El año pasado, en una breve conversación que tuve con el escritor norteamericano Rick Moody, le pregunté si conocía a la nueva generación de escritores hispanoamericanos y qué le parecía. Rick Moody sonrió y me respondió que había leído a Rodrigo Fresán, que es un gran amigo y que hacía poco había leído con mucho agrado y admiración la novela Jardines de Kensington. Yo no había leído Jardines de Kensington. Conocía a Mantra y los cuentos y artículos de Fresán. Pero no había leído Jardines de Kensington. Y mientras Rick Moody la elogiaba yo me preguntaba por qué diablos no había leído Jardines de Kensington.
Hace unos días, un amigo me prestó la novela y desde entonces la he estado leyendo. Inmediatamente la tuve entre mis manos, reflexioné acerca de la costumbre que tienen los libros de Rodrigo Fresán de no aparecer nunca en las librerías de Santo Domingo.
En la portada de Jardines de Kensington, se divisa a Michael Llewelyn Davies, disfrazado de un agreste Peter Pan. La foto fue tomada por James Matthew Barrie con la intención de buscar un modelo para la estatua de Peter Pan que iban a erigir en los jardines de Kensington. Michael Llewelyn Davies sostiene un palo y mira a la cámara como si estuviera repitiendo en la cabeza el mantra de Peter Pan: no voy a crecer, no voy a crecer, no voy a crecer, y estuviera a punto de golpear a alguien si le plantea lo contrario. Podemos decir que la novela Jardines de Kensington es el largo monólogo de un escritor de novelas infantiles llamado Peter Hook. En casi cuatrocientas páginas, leemos los balbuceos de un escritor psicópata que a través de la excéntrica vida de J. M. Barrie, el afamado escritor escocés, va ensamblando su pasado, como si se viera en un espejo y la imagen que le devolviera la hoja del espejo fuera la de Barrie. Con esto como pretexto, Peter Hook cuenta y cuenta durante toda una noche, su vida y la vida de J. M. Barrie y sobre todas las cosas, la vida de Peter Pan, aquel niño que se rehusó a crecer.
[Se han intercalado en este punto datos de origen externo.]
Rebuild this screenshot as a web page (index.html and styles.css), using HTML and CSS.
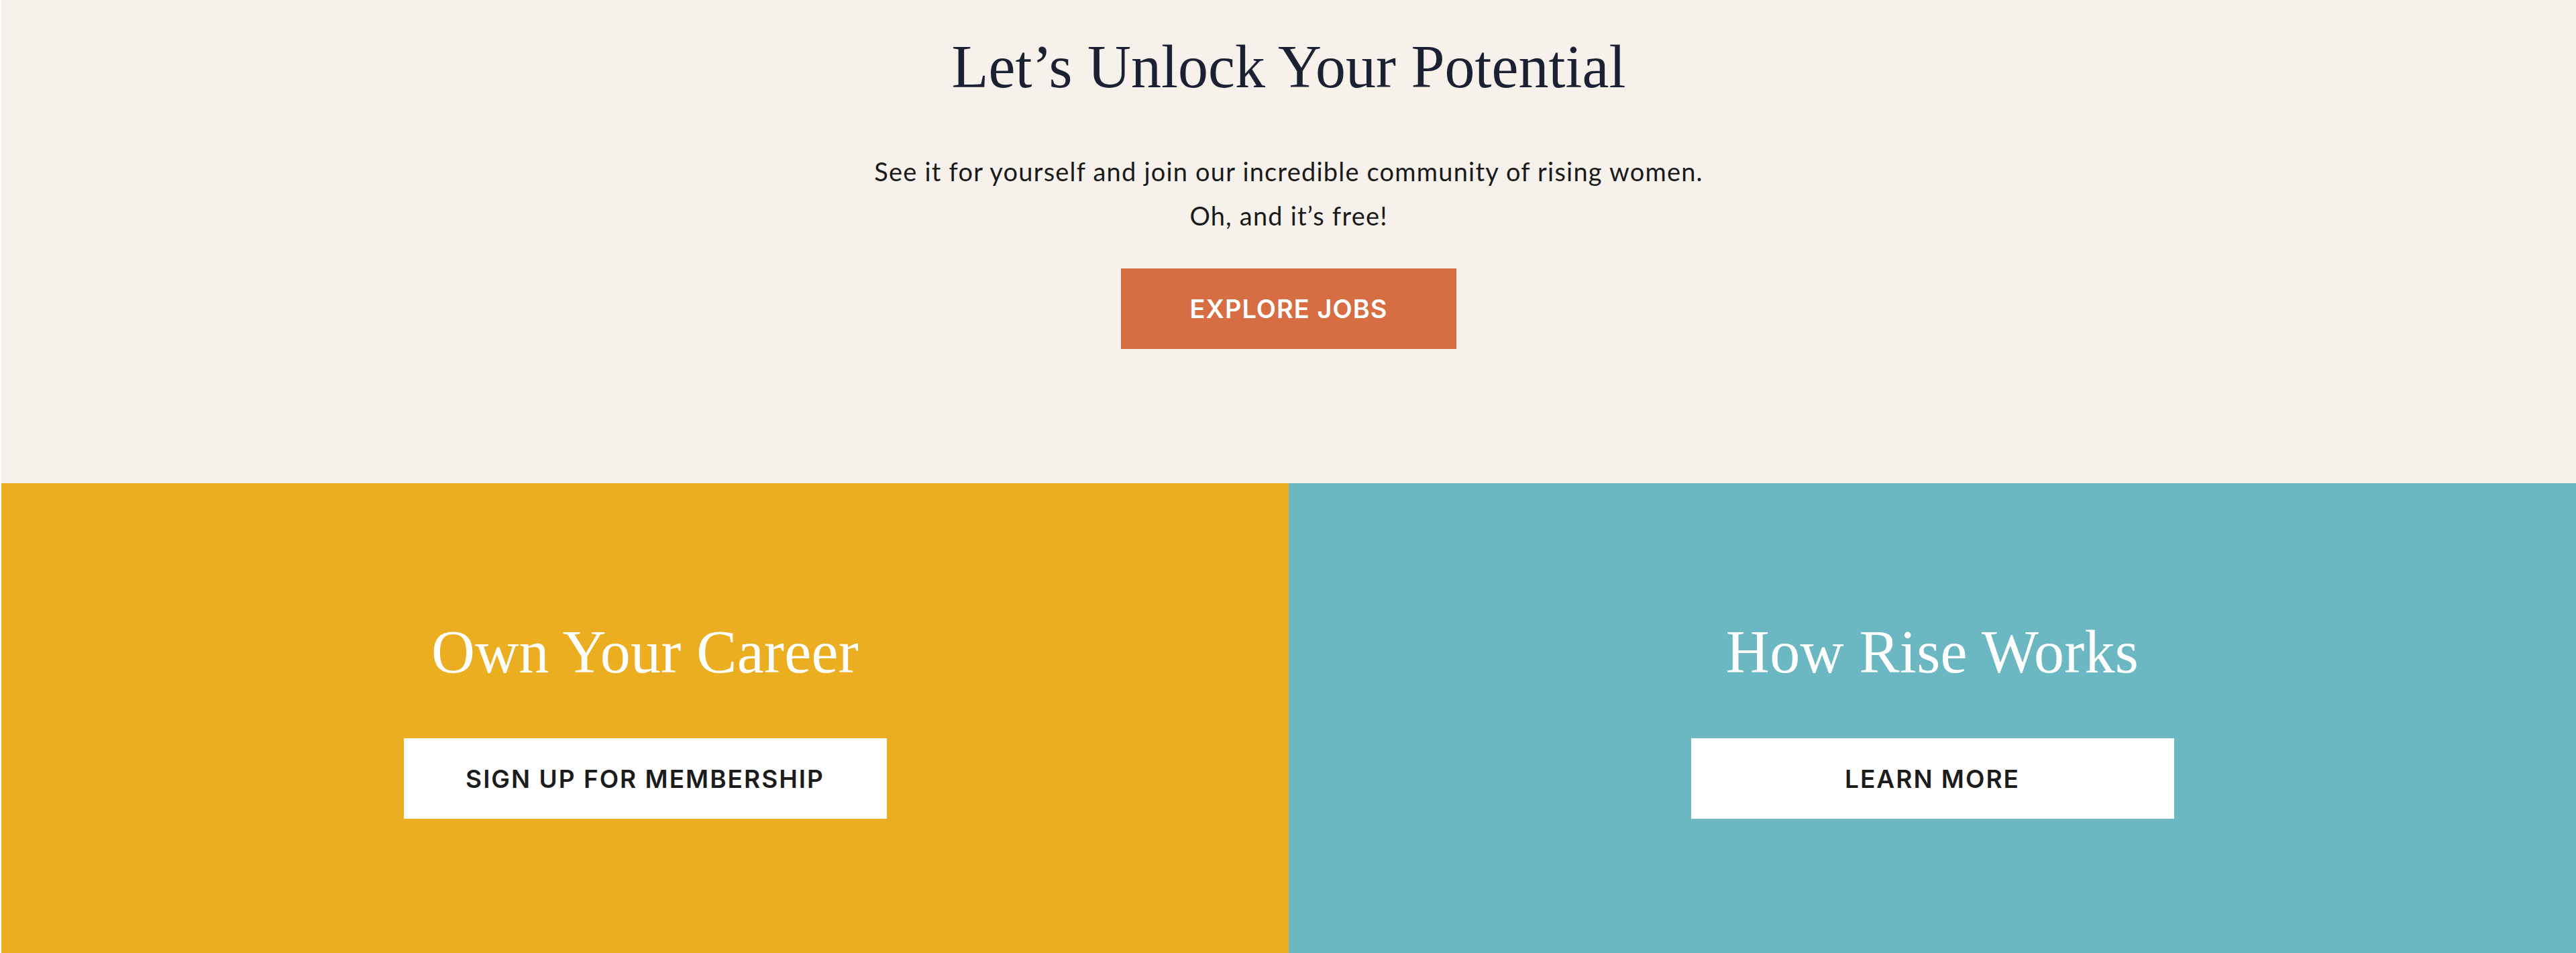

Como trasfondo a este dilema, aparece la ciudad de Londres, un Londres victoriano de finales del siglo XIX y principios del siglo XX, que Rodrigo Fresán alterna con los Swinging Sixties y la época actual.
A través de un sinnúmero de páginas, se encuentran y desencuentran figuras primordiales de la cultura inglesa. Son hilarantes las apariciones de Bernard Shaw, J. M. Barrie y G. K. Chesterton disfrazados de vaqueros, de Cat Steven como niñera, de Bob Dylan vomitando en la habitación de los niños, de Allen Ginsberg dando vergüenza ajena, de The Beaten (aka) the Beaten Victorians (aka) The victorians como los rivales por antonomasia de los Beatles, de la grabación de A Day in The Life y la premisa de que quizás el reloj que se oye en dicha canción es el que está en el estómago del cocodrilo, enemigo del Capitán Hook, que aparece en la obra Peter Pan y que representa el tiempo o la muerte, que es prácticamente lo mismo.
En una entrevista, Rodrigo Fresán enmarcó su obra dentro del realismo Lógico, movimiento que se inventó él mismo y del que se considera único miembro. Pensemos en Rodrigo Fresán como heredero del elemento más rico y caracterizador de la literatura argentina: el cosmopolitismo. Muchos han calificado a Rodrigo Fresán como un Borges Pop, al tiempo que otros lo consideran el novelista más prometedor de la actual literatura latinoamericana. Sea lo que sea, Rodrigo Fresán se ha ganado el puesto de imprescindible.
En la página 39 de Jardines de Kensington escribe: Los libros como punto de fuga, como sitio desde el cual descolgarse y dejarse caer y salir corriendo para adentrarnos sorpresivamente ágiles y veloces en el bosque. No es casual, pienso, que los libros están hechos con la carne de los árboles y que las bibliotecas, finalmente, acaben convirtiéndose en bosques petrificados, en ramas y raíces que se hunden en nosotros y florecen en nuestra imaginación.
Leamos Jardines de Kensington pensando en lo anterior.